→ **REQUEST**
Answer with the number of lines in the listing below that contain the word "document", and nothing else.

→ **SUPPLIED INFORMATION**
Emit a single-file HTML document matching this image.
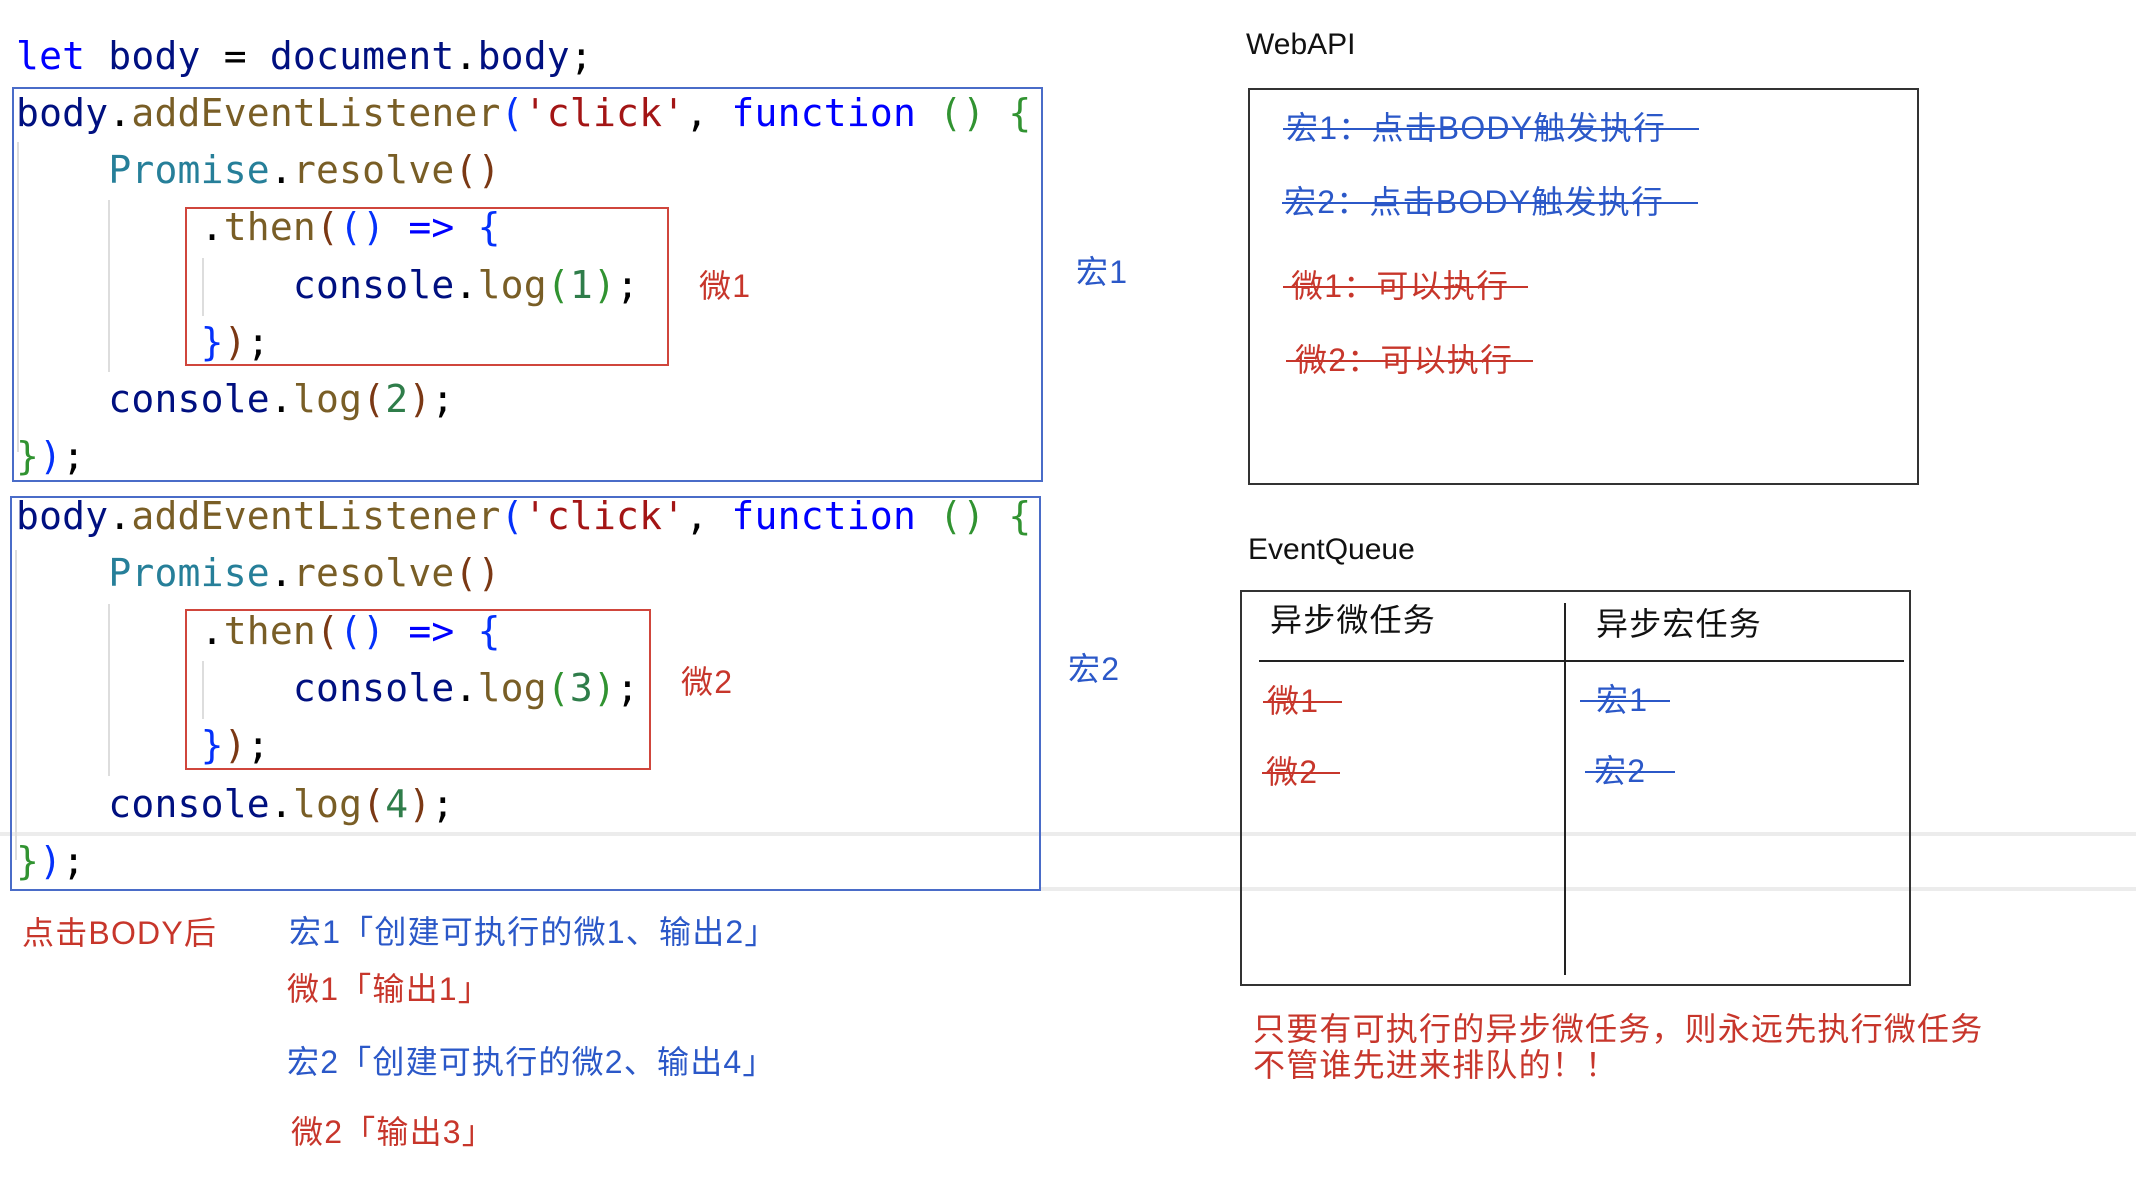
<!DOCTYPE html>
<html><head><meta charset="utf-8"><style>
*{margin:0;padding:0;box-sizing:border-box}
body{width:2136px;height:1178px;background:#fff;position:relative;overflow:hidden;font-family:"Liberation Sans","Noto Sans CJK SC",sans-serif}
.a{position:absolute}
.c{position:absolute;font-family:"DejaVu Sans Mono","Liberation Mono",monospace;font-size:38px;letter-spacing:0.2px;line-height:57px;white-space:pre;color:#001080}
.k{color:#0000ff}.f{color:#795e26}.s{color:#a31515}.b1{color:#0431fa}.b2{color:#319331}.b3{color:#7b3814}.t{color:#267f99}.n{color:#2f7d4a}.p{color:#000}
.cj{position:absolute;font-size:32px;line-height:40px;white-space:pre;letter-spacing:1.2px}
.bl{color:#2b58c8}.rd{color:#c7362b}
.hl{position:absolute;height:2px}
</style></head><body>
<div class="a" style="left:0;top:832px;width:2136px;height:4px;background:#ececec"></div>
<div class="a" style="left:1040px;top:887px;width:1096px;height:4px;background:#ececec"></div>

<div class="a" style="left:12px;top:87px;width:1031px;height:395px;border:2px solid #4a6cc8"></div>
<div class="a" style="left:10px;top:496px;width:1031px;height:395px;border:2px solid #4a6cc8"></div>
<div class="a" style="left:185px;top:207px;width:484px;height:159px;border:2px solid #d0463c"></div>
<div class="a" style="left:185px;top:609px;width:466px;height:161px;border:2px solid #d0463c"></div>
<div class="a" style="left:17px;top:142px;width:2px;height:310px;background:#ddd"></div>
<div class="a" style="left:108px;top:200px;width:2px;height:172px;background:#ddd"></div>
<div class="a" style="left:202px;top:258px;width:2px;height:58px;background:#ddd"></div>
<div class="a" style="left:15px;top:550px;width:2px;height:310px;background:#ddd"></div>
<div class="a" style="left:108px;top:604px;width:2px;height:172px;background:#ddd"></div>
<div class="a" style="left:202px;top:661px;width:2px;height:58px;background:#ddd"></div>

<div class="c" style="left:16px;top:28px"><span class="k">let</span> body <span class="p">=</span> document<span class="p">.</span>body<span class="p">;</span></div>
<div class="c" style="left:16px;top:85px">body<span class="p">.</span><span class="f">addEventListener</span><span class="b1">(</span><span class="s">'click'</span><span class="p">,</span> <span class="k">function</span> <span class="b2">()</span> <span class="b2">{</span></div>
<div class="c" style="left:16px;top:142px">    <span class="t">Promise</span><span class="p">.</span><span class="f">resolve</span><span class="b3">()</span></div>
<div class="c" style="left:16px;top:199px">        <span class="p">.</span><span class="f">then</span><span class="b3">(</span><span class="b1">()</span> <span class="k">=&gt;</span> <span class="b1">{</span></div>
<div class="c" style="left:16px;top:257px">            console<span class="p">.</span><span class="f">log</span><span class="b2">(</span><span class="n">1</span><span class="b2">)</span><span class="p">;</span></div>
<div class="c" style="left:16px;top:314px">        <span class="b1">}</span><span class="b3">)</span><span class="p">;</span></div>
<div class="c" style="left:16px;top:371px">    console<span class="p">.</span><span class="f">log</span><span class="b3">(</span><span class="n">2</span><span class="b3">)</span><span class="p">;</span></div>
<div class="c" style="left:16px;top:428px"><span class="b2">}</span><span class="b1">)</span><span class="p">;</span></div>
<div class="c" style="left:16px;top:488px">body<span class="p">.</span><span class="f">addEventListener</span><span class="b1">(</span><span class="s">'click'</span><span class="p">,</span> <span class="k">function</span> <span class="b2">()</span> <span class="b2">{</span></div>
<div class="c" style="left:16px;top:545px">    <span class="t">Promise</span><span class="p">.</span><span class="f">resolve</span><span class="b3">()</span></div>
<div class="c" style="left:16px;top:603px">        <span class="p">.</span><span class="f">then</span><span class="b3">(</span><span class="b1">()</span> <span class="k">=&gt;</span> <span class="b1">{</span></div>
<div class="c" style="left:16px;top:660px">            console<span class="p">.</span><span class="f">log</span><span class="b2">(</span><span class="n">3</span><span class="b2">)</span><span class="p">;</span></div>
<div class="c" style="left:16px;top:717px">        <span class="b1">}</span><span class="b3">)</span><span class="p">;</span></div>
<div class="c" style="left:16px;top:776px">    console<span class="p">.</span><span class="f">log</span><span class="b3">(</span><span class="n">4</span><span class="b3">)</span><span class="p">;</span></div>
<div class="c" style="left:16px;top:833px"><span class="b2">}</span><span class="b1">)</span><span class="p">;</span></div>

<div class="cj rd" style="left:699px;top:266px">微1</div>
<div class="cj bl" style="left:1076px;top:252px">宏1</div>
<div class="cj rd" style="left:681px;top:662px">微2</div>
<div class="cj bl" style="left:1068px;top:649px">宏2</div>

<div class="a" style="left:1246px;top:27px;font-size:30px;line-height:36px;color:#111">WebAPI</div>
<div class="a" style="left:1248px;top:88px;width:671px;height:397px;border:2px solid #333"></div>
<div class="cj bl" style="left:1286px;top:108px">宏1：点击BODY触发执行</div>
<div class="hl" style="left:1283px;top:128px;width:416px;background:#2b58c8"></div>
<div class="cj bl" style="left:1284px;top:182px">宏2：点击BODY触发执行</div>
<div class="hl" style="left:1282px;top:202px;width:416px;background:#2b58c8"></div>
<div class="cj rd" style="left:1291px;top:266px">微1：可以执行</div>
<div class="hl" style="left:1283px;top:286px;width:245px;background:#c7362b"></div>
<div class="cj rd" style="left:1295px;top:340px">微2：可以执行</div>
<div class="hl" style="left:1286px;top:360px;width:247px;background:#c7362b"></div>

<div class="a" style="left:1248px;top:532px;font-size:30px;line-height:36px;color:#111">EventQueue</div>
<div class="a" style="left:1240px;top:590px;width:671px;height:396px;border:2px solid #333"></div>
<div class="a" style="left:1564px;top:603px;width:2px;height:372px;background:#222"></div>
<div class="a" style="left:1259px;top:660px;width:645px;height:2px;background:#222"></div>
<div class="cj" style="left:1270px;top:600px;color:#111">异步微任务</div>
<div class="cj" style="left:1596px;top:604px;color:#111">异步宏任务</div>
<div class="cj rd" style="left:1267px;top:681px">微1</div>
<div class="hl" style="left:1263px;top:701px;width:79px;background:#c7362b"></div>
<div class="cj rd" style="left:1266px;top:752px">微2</div>
<div class="hl" style="left:1262px;top:772px;width:78px;background:#c7362b"></div>
<div class="cj bl" style="left:1596px;top:680px">宏1</div>
<div class="hl" style="left:1580px;top:700px;width:90px;background:#2b58c8"></div>
<div class="cj bl" style="left:1594px;top:751px">宏2</div>
<div class="hl" style="left:1585px;top:771px;width:90px;background:#2b58c8"></div>

<div class="cj rd" style="left:1253px;top:1011px;line-height:36px">只要有可执行的异步微任务，则永远先执行微任务
不管谁先进来排队的！！</div>

<div class="cj rd" style="left:22px;top:913px">点击BODY后</div>
<div class="cj bl" style="left:289px;top:912px">宏1「创建可执行的微1、输出2」</div>
<div class="cj rd" style="left:287px;top:969px">微1「输出1」</div>
<div class="cj bl" style="left:287px;top:1042px">宏2「创建可执行的微2、输出4」</div>
<div class="cj rd" style="left:291px;top:1112px">微2「输出3」</div>
</body></html>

→ **WRITTEN ANSWER**
2